Dataset excerpt ::
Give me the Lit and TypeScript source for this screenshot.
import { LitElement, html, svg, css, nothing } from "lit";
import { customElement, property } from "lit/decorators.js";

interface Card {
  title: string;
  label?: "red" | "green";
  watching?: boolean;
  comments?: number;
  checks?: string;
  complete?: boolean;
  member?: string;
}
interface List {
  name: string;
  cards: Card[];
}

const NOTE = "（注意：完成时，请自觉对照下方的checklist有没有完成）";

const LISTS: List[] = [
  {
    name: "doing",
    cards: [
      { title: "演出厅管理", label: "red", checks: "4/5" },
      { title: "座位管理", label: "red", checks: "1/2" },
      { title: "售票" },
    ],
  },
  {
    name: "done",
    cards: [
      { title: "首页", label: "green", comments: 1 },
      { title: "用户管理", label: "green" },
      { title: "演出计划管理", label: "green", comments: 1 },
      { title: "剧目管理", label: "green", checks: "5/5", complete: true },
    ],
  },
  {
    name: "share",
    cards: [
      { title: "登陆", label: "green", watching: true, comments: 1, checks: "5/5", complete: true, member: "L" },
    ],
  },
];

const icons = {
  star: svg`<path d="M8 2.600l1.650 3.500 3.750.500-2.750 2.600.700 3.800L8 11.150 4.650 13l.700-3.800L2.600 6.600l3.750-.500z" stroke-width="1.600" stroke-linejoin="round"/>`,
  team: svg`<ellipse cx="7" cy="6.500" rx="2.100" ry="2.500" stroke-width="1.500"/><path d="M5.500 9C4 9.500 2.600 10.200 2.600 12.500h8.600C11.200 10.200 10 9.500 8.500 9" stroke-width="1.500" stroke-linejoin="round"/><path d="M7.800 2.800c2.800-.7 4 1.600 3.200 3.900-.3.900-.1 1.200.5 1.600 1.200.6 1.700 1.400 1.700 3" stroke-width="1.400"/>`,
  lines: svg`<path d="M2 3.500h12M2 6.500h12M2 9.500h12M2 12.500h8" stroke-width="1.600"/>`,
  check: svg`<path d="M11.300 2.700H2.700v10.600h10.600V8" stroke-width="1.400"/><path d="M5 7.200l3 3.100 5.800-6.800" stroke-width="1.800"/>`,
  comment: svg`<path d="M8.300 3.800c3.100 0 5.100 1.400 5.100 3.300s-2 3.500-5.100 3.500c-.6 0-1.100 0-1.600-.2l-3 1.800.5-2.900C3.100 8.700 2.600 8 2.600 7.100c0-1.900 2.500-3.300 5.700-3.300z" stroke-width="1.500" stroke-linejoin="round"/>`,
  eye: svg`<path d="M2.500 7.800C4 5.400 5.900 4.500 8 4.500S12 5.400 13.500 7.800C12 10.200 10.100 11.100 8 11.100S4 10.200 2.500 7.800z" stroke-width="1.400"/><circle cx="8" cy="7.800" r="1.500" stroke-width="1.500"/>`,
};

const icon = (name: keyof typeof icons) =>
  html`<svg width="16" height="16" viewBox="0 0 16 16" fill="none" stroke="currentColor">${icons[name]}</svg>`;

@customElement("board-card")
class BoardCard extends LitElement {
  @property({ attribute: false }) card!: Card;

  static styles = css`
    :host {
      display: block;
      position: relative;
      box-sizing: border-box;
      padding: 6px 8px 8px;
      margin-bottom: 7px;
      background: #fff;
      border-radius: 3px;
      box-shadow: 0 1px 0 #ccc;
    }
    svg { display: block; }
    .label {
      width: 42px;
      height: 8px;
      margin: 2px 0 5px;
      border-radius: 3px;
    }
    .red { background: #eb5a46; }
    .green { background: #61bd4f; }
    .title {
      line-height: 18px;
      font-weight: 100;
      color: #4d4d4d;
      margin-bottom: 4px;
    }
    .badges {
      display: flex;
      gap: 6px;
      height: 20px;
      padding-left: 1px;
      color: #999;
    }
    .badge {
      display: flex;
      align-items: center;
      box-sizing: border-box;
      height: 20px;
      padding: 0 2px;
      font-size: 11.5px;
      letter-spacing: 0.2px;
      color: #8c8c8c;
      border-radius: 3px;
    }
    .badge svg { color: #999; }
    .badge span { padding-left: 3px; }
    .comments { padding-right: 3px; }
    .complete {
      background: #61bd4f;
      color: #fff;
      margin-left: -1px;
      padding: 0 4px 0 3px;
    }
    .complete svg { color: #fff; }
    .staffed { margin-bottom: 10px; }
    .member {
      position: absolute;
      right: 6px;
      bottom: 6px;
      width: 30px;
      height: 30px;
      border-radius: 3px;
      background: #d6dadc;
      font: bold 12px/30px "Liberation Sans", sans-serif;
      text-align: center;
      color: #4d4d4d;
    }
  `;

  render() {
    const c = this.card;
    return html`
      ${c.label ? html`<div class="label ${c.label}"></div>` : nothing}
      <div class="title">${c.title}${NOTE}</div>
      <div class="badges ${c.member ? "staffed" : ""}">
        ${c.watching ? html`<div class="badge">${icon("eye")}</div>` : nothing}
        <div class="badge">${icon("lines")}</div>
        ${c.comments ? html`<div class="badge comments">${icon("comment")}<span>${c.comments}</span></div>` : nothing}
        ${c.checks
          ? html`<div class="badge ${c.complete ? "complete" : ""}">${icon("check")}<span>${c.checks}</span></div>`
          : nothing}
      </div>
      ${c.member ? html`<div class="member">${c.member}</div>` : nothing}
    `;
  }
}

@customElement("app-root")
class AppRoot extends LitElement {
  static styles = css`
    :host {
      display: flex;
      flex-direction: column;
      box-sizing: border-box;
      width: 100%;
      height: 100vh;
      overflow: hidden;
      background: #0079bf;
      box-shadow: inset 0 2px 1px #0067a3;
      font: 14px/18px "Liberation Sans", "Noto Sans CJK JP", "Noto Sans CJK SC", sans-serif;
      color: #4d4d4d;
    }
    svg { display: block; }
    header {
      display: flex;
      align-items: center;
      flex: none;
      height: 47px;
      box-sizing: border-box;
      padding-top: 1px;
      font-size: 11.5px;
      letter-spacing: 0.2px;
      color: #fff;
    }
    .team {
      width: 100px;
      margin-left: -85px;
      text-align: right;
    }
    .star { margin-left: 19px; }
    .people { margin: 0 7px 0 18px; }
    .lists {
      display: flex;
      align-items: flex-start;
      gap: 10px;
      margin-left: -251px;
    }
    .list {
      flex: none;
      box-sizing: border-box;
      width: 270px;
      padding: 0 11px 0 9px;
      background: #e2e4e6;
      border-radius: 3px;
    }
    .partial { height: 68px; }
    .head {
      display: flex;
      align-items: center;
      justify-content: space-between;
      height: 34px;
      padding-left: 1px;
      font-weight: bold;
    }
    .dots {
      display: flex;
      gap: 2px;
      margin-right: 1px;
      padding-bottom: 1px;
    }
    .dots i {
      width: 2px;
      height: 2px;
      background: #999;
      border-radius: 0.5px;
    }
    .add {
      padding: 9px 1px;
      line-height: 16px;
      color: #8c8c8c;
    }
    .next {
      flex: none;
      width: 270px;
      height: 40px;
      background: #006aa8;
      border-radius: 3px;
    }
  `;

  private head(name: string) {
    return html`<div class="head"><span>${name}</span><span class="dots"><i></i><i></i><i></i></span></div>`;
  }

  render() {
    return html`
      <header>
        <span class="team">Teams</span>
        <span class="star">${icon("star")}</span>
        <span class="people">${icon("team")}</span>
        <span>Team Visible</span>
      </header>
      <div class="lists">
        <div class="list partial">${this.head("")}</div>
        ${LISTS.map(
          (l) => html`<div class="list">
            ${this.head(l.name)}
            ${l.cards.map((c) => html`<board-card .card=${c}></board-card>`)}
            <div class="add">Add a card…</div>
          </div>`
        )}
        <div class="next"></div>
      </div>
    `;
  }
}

What to work on :: Reproduce the data in full, exactly as presented.

Solution for this exercise ::
Give me the Lit and TypeScript source for this screenshot.
import { LitElement, html, svg, css, nothing } from "lit";
import { customElement, property } from "lit/decorators.js";

interface Card {
  title: string;
  label?: "red" | "green";
  watching?: boolean;
  comments?: number;
  checks?: string;
  complete?: boolean;
  member?: string;
}
interface List {
  name: string;
  cards: Card[];
}

const NOTE = "（注意：完成时，请自觉对照下方的checklist有没有完成）";

const LISTS: List[] = [
  {
    name: "doing",
    cards: [
      { title: "演出厅管理", label: "red", checks: "4/5" },
      { title: "座位管理", label: "red", checks: "1/2" },
      { title: "售票" },
    ],
  },
  {
    name: "done",
    cards: [
      { title: "首页", label: "green", comments: 1 },
      { title: "用户管理", label: "green" },
      { title: "演出计划管理", label: "green", comments: 1 },
      { title: "剧目管理", label: "green", checks: "5/5", complete: true },
    ],
  },
  {
    name: "share",
    cards: [
      { title: "登陆", label: "green", watching: true, comments: 1, checks: "5/5", complete: true, member: "L" },
    ],
  },
];

const icons = {
  star: svg`<path d="M8 2.600l1.650 3.500 3.750.500-2.750 2.600.700 3.800L8 11.150 4.650 13l.700-3.800L2.600 6.600l3.750-.500z" stroke-width="1.600" stroke-linejoin="round"/>`,
  team: svg`<ellipse cx="7" cy="6.500" rx="2.100" ry="2.500" stroke-width="1.500"/><path d="M5.500 9C4 9.500 2.600 10.200 2.600 12.500h8.600C11.200 10.200 10 9.500 8.500 9" stroke-width="1.500" stroke-linejoin="round"/><path d="M7.800 2.800c2.800-.7 4 1.600 3.200 3.900-.3.900-.1 1.200.5 1.600 1.200.6 1.700 1.400 1.700 3" stroke-width="1.400"/>`,
  lines: svg`<path d="M2 3.500h12M2 6.500h12M2 9.500h12M2 12.500h8" stroke-width="1.600"/>`,
  check: svg`<path d="M11.300 2.700H2.700v10.600h10.600V8" stroke-width="1.400"/><path d="M5 7.200l3 3.100 5.800-6.800" stroke-width="1.800"/>`,
  comment: svg`<path d="M8.300 3.800c3.100 0 5.100 1.400 5.100 3.300s-2 3.500-5.100 3.500c-.6 0-1.100 0-1.600-.2l-3 1.800.5-2.900C3.100 8.700 2.600 8 2.600 7.100c0-1.900 2.500-3.300 5.700-3.300z" stroke-width="1.500" stroke-linejoin="round"/>`,
  eye: svg`<path d="M2.500 7.800C4 5.400 5.900 4.500 8 4.500S12 5.400 13.500 7.800C12 10.200 10.100 11.100 8 11.100S4 10.200 2.500 7.800z" stroke-width="1.400"/><circle cx="8" cy="7.800" r="1.500" stroke-width="1.500"/>`,
};

const icon = (name: keyof typeof icons) =>
  html`<svg width="16" height="16" viewBox="0 0 16 16" fill="none" stroke="currentColor">${icons[name]}</svg>`;

@customElement("board-card")
class BoardCard extends LitElement {
  @property({ attribute: false }) card!: Card;

  static styles = css`
    :host {
      display: block;
      position: relative;
      box-sizing: border-box;
      padding: 6px 8px 8px;
      margin-bottom: 7px;
      background: #fff;
      border-radius: 3px;
      box-shadow: 0 1px 0 #ccc;
    }
    svg { display: block; }
    .label {
      width: 42px;
      height: 8px;
      margin: 2px 0 5px;
      border-radius: 3px;
    }
    .red { background: #eb5a46; }
    .green { background: #61bd4f; }
    .title {
      line-height: 18px;
      font-weight: 100;
      color: #4d4d4d;
      margin-bottom: 4px;
    }
    .badges {
      display: flex;
      gap: 6px;
      height: 20px;
      padding-left: 1px;
      color: #999;
    }
    .badge {
      display: flex;
      align-items: center;
      box-sizing: border-box;
      height: 20px;
      padding: 0 2px;
      font-size: 11.5px;
      letter-spacing: 0.2px;
      color: #8c8c8c;
      border-radius: 3px;
    }
    .badge svg { color: #999; }
    .badge span { padding-left: 3px; }
    .comments { padding-right: 3px; }
    .complete {
      background: #61bd4f;
      color: #fff;
      margin-left: -1px;
      padding: 0 4px 0 3px;
    }
    .complete svg { color: #fff; }
    .staffed { margin-bottom: 10px; }
    .member {
      position: absolute;
      right: 6px;
      bottom: 6px;
      width: 30px;
      height: 30px;
      border-radius: 3px;
      background: #d6dadc;
      font: bold 12px/30px "Liberation Sans", sans-serif;
      text-align: center;
      color: #4d4d4d;
    }
  `;

  render() {
    const c = this.card;
    return html`
      ${c.label ? html`<div class="label ${c.label}"></div>` : nothing}
      <div class="title">${c.title}${NOTE}</div>
      <div class="badges ${c.member ? "staffed" : ""}">
        ${c.watching ? html`<div class="badge">${icon("eye")}</div>` : nothing}
        <div class="badge">${icon("lines")}</div>
        ${c.comments ? html`<div class="badge comments">${icon("comment")}<span>${c.comments}</span></div>` : nothing}
        ${c.checks
          ? html`<div class="badge ${c.complete ? "complete" : ""}">${icon("check")}<span>${c.checks}</span></div>`
          : nothing}
      </div>
      ${c.member ? html`<div class="member">${c.member}</div>` : nothing}
    `;
  }
}

@customElement("app-root")
class AppRoot extends LitElement {
  static styles = css`
    :host {
      display: flex;
      flex-direction: column;
      box-sizing: border-box;
      width: 100%;
      height: 100vh;
      overflow: hidden;
      background: #0079bf;
      box-shadow: inset 0 2px 1px #0067a3;
      font: 14px/18px "Liberation Sans", "Noto Sans CJK JP", "Noto Sans CJK SC", sans-serif;
      color: #4d4d4d;
    }
    svg { display: block; }
    header {
      display: flex;
      align-items: center;
      flex: none;
      height: 47px;
      box-sizing: border-box;
      padding-top: 1px;
      font-size: 11.5px;
      letter-spacing: 0.2px;
      color: #fff;
    }
    .team {
      width: 100px;
      margin-left: -85px;
      text-align: right;
    }
    .star { margin-left: 19px; }
    .people { margin: 0 7px 0 18px; }
    .lists {
      display: flex;
      align-items: flex-start;
      gap: 10px;
      margin-left: -251px;
    }
    .list {
      flex: none;
      box-sizing: border-box;
      width: 270px;
      padding: 0 11px 0 9px;
      background: #e2e4e6;
      border-radius: 3px;
    }
    .partial { height: 68px; }
    .head {
      display: flex;
      align-items: center;
      justify-content: space-between;
      height: 34px;
      padding-left: 1px;
      font-weight: bold;
    }
    .dots {
      display: flex;
      gap: 2px;
      margin-right: 1px;
      padding-bottom: 1px;
    }
    .dots i {
      width: 2px;
      height: 2px;
      background: #999;
      border-radius: 0.5px;
    }
    .add {
      padding: 9px 1px;
      line-height: 16px;
      color: #8c8c8c;
    }
    .next {
      flex: none;
      width: 270px;
      height: 40px;
      background: #006aa8;
      border-radius: 3px;
    }
  `;

  private head(name: string) {
    return html`<div class="head"><span>${name}</span><span class="dots"><i></i><i></i><i></i></span></div>`;
  }

  render() {
    return html`
      <header>
        <span class="team">Teams</span>
        <span class="star">${icon("star")}</span>
        <span class="people">${icon("team")}</span>
        <span>Team Visible</span>
      </header>
      <div class="lists">
        <div class="list partial">${this.head("")}</div>
        ${LISTS.map(
          (l) => html`<div class="list">
            ${this.head(l.name)}
            ${l.cards.map((c) => html`<board-card .card=${c}></board-card>`)}
            <div class="add">Add a card…</div>
          </div>`
        )}
        <div class="next"></div>
      </div>
    `;
  }
}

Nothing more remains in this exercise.